(Bloomberg) -- Many of the world’s biggest asset managers say they’re increasingly struggling with some of the rules guiding the $35 trillion market for environmental, social and governance investing.
Much of the confusion revolves around defining the “S” in ESG.
The guideposts are generally seen as confusing and this is “going to become a bigger issue going forward,” according to Rick Redding, chief executive of the New York-based Index Industry Association.
He points to a survey by the IIA, which shows that 56% of 300 investment professionals in Europe and the U.S. -- some managing more than $1 trillion -- say they’re having a hard time keeping up with edicts intended to steer capital into ESG assets. At the same time, 85% say ESG is a high priority for them.
“The ‘S’ is becoming the problem,” Redding said, referring to socially responsible investing. “What we are seeing is potentially different regulatory approaches to ‘S’” across various jurisdictions, he said.
The concern is that “you have a lot less quantitative data available,” which makes it hard for investors to back up their strategies with numbers, Redding said.

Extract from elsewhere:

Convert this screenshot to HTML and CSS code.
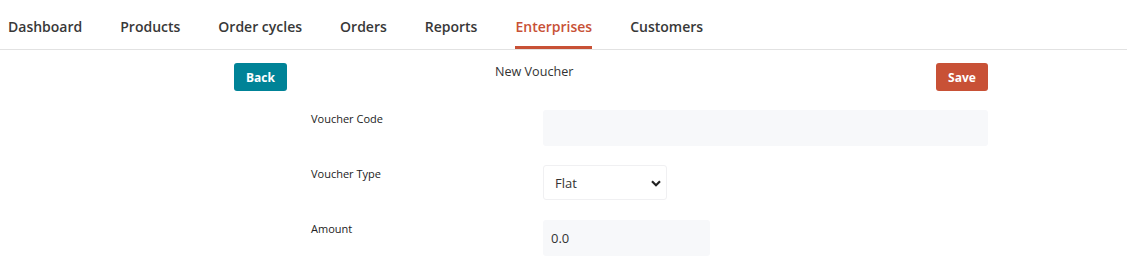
FILE: index.html
```html
<!DOCTYPE html>
<html lang="en">
<head>
  <meta charset="UTF-8" />
  <title>New Voucher</title>
  <link rel="stylesheet" href="styles.css">
</head>
<body>
  <nav class="main-nav">
    <a href="#">Dashboard</a>
    <a href="#">Products</a>
    <a href="#">Order cycles</a>
    <a href="#">Orders</a>
    <a href="#">Reports</a>
    <a href="#" class="active">Enterprises</a>
    <a href="#">Customers</a>
  </nav>

  <div class="page">
    <div class="page-header">
      <button class="btn btn-back">Back</button>
      <h1 class="title">New Voucher</h1>
      <button class="btn btn-save">Save</button>
    </div>

    <form class="voucher-form">
      <div class="row">
        <label for="code">Voucher Code</label>
        <input type="text" id="code" class="field field-wide" />
      </div>
      <div class="row">
        <label for="type">Voucher Type</label>
        <div class="select-wrap">
          <select id="type" class="field-select">
            <option>Flat</option>
            <option>Percentage</option>
          </select>
          <svg class="chevron" width="10" height="7" viewBox="0 0 10 7"><path d="M1 1.2 L5 5.2 L9 1.2" fill="none" stroke="#222" stroke-width="2.2"/></svg>
        </div>
      </div>
      <div class="row">
        <label for="amount">Amount</label>
        <input type="text" id="amount" class="field field-amount" value="0.0" />
      </div>
    </form>
  </div>
</body>
</html>
```

FILE: styles.css
```css
body {
  margin: 0;
  font-family: 'Open Sans', sans-serif;
  color: #333;
  background: #fff;
}

.main-nav {
  display: flex;
  gap: 38px;
  padding: 0 8px;
  height: 49px;
  border-bottom: 1px solid #e2e2e2;
}

.main-nav a {
  display: flex;
  align-items: center;
  box-sizing: border-box;
  height: 49px;
  padding-top: 8px;
  padding-bottom: 1px;
  font-size: 14px;
  font-weight: 600;
  color: #383838;
  text-decoration: none;
  border-bottom: 3px solid transparent;
}

.main-nav a.active {
  color: #c85136;
  border-bottom-color: #c85136;
}

.page {
  margin-left: 234px;
  width: 754px;
  padding-top: 13px;
}

.page-header {
  display: flex;
  align-items: flex-start;
}

.btn {
  height: 28px;
  padding: 0 12px;
  border: none;
  border-radius: 3px;
  color: #fff;
  font-family: 'Open Sans', sans-serif;
  font-size: 12px;
  font-weight: 700;
  cursor: pointer;
}

.btn-back {
  background: #008397;
  width: 53px;
}

.btn-save {
  background: #c85136;
  width: 52px;
  margin-left: auto;
}

.title {
  margin: 0 0 0 208px;
  font-size: 12.6px;
  font-weight: 400;
  line-height: 18px;
  color: #333;
}

.voucher-form {
  padding-left: 77px;
  margin-top: 19px;
}

.row {
  display: flex;
  align-items: flex-start;
  min-height: 36px;
  margin-bottom: 19px;
}

.row label {
  width: 232px;
  flex-shrink: 0;
  padding-top: 1px;
  font-size: 11px;
  font-weight: 500;
  line-height: 16px;
  color: #222;
}

.field {
  height: 36px;
  box-sizing: border-box;
  padding: 0 8px;
  border: none;
  border-radius: 3px;
  background: #f7f8fa;
  font-family: 'Open Sans', sans-serif;
  font-size: 13px;
  color: #333;
}

.field-wide {
  flex: 1;
}

.field-amount {
  width: 167px;
}

.select-wrap {
  position: relative;
  width: 124px;
  height: 35px;
}

.field-select {
  appearance: none;
  width: 100%;
  height: 100%;
  box-sizing: border-box;
  padding: 0 11px;
  border: 1px solid #f0f0f2;
  border-radius: 3px;
  background: #fff;
  font-family: 'Open Sans', sans-serif;
  font-size: 13px;
  color: #333;
}

.chevron {
  position: absolute;
  right: 6px;
  top: 15px;
  pointer-events: none;
}
```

Andy Howard, who helps oversee more than $920 billion as the global head of sustainable investment at Schroders Plc, says he’s hoping for clearer European Union rules to help guide the industry. Investors in the bloc already have a green taxonomy. They’re now waiting for a social taxonomy to help them define and measure the social risk in everything from how a company treats its workers, to its exposure to child labor as well as basic parameters like equality.
But that won’t be ready for a while. For now, a so-called subgroup appointed by the EU is still exploring what should go into a social taxonomy, with a report on their findings due at the end of this year.

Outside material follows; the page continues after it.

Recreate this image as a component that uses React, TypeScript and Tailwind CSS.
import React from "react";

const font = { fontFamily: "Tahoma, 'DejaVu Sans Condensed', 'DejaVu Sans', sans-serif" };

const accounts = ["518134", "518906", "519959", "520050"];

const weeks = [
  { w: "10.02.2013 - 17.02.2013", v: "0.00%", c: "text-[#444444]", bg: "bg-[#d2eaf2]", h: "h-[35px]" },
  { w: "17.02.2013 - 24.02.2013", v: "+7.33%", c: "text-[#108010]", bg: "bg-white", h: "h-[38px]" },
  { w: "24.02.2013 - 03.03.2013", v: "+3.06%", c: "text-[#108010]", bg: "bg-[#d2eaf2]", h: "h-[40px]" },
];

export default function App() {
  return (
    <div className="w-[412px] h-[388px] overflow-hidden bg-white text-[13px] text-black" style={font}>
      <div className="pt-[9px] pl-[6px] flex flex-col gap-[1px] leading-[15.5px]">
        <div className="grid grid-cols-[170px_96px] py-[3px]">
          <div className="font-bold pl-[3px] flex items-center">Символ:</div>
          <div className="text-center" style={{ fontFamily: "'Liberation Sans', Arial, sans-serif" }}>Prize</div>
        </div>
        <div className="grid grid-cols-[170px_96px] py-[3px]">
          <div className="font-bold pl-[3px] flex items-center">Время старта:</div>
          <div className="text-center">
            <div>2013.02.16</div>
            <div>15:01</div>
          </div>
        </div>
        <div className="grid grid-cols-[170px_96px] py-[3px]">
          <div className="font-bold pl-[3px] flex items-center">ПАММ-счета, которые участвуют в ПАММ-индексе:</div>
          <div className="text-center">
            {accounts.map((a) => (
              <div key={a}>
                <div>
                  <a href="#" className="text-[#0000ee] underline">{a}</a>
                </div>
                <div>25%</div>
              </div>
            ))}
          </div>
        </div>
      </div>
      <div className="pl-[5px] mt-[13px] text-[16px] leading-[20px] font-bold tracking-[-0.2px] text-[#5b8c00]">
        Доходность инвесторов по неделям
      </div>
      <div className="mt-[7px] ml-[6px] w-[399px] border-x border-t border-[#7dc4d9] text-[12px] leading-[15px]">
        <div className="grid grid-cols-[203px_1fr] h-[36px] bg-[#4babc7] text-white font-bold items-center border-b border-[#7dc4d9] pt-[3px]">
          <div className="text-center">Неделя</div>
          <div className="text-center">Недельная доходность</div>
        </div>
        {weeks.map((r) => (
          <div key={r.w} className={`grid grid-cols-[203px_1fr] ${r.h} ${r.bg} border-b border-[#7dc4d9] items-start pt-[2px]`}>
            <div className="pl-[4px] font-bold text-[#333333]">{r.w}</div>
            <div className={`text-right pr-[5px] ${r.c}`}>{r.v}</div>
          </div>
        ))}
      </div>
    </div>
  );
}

Mairead McGuinness, the EU’s financial markets commissioner, says the bloc’s work to produce a social taxonomy will include taking a “forensic look” at supply chains, how businesses treat their employees and issues of diversity and inclusion. More details about this work should be available before 2022, she said at a recent Bloomberg summit on sustainable investing.
Redding at IIA says that countries and regions look set to apply different standards for how they expect their asset management industries to approach the “S” in ESG.
“North America has really good data for gender and board participation,” he said. “But in parts of the world, it is just not there.” He also notes that the underlying assumptions behind social considerations can vary greatly.
“Things like gender diversity, it just doesn’t mean the same thing in some parts of the world,” he said.
Howard at Schroders says investors can’t afford to ignore the social dynamics of the businesses they help fund. “In the end, social trends or challenges underpin the performance of companies,” he said.
The problem is measuring it. “‘Society’ is a broad term and spans a huge range of issues,” Howard said.
Nathan Fabian, chief responsible investment officer at the Principles for Responsible Investment and chair of the EU Permanent Sustainable Finance Platform, says it’s clear that “the ‘E’ is more advanced than the ‘S’ when it comes to rules around ESG investing.”
But Fabian says the pandemic has added a sense of urgency to coming up with an adequate rulebook.
“We are running late on achieving the SDGs (the United Nation’s sustainable development goals),” he said. “And the pandemic has shown how deep the inequalities in society have become.”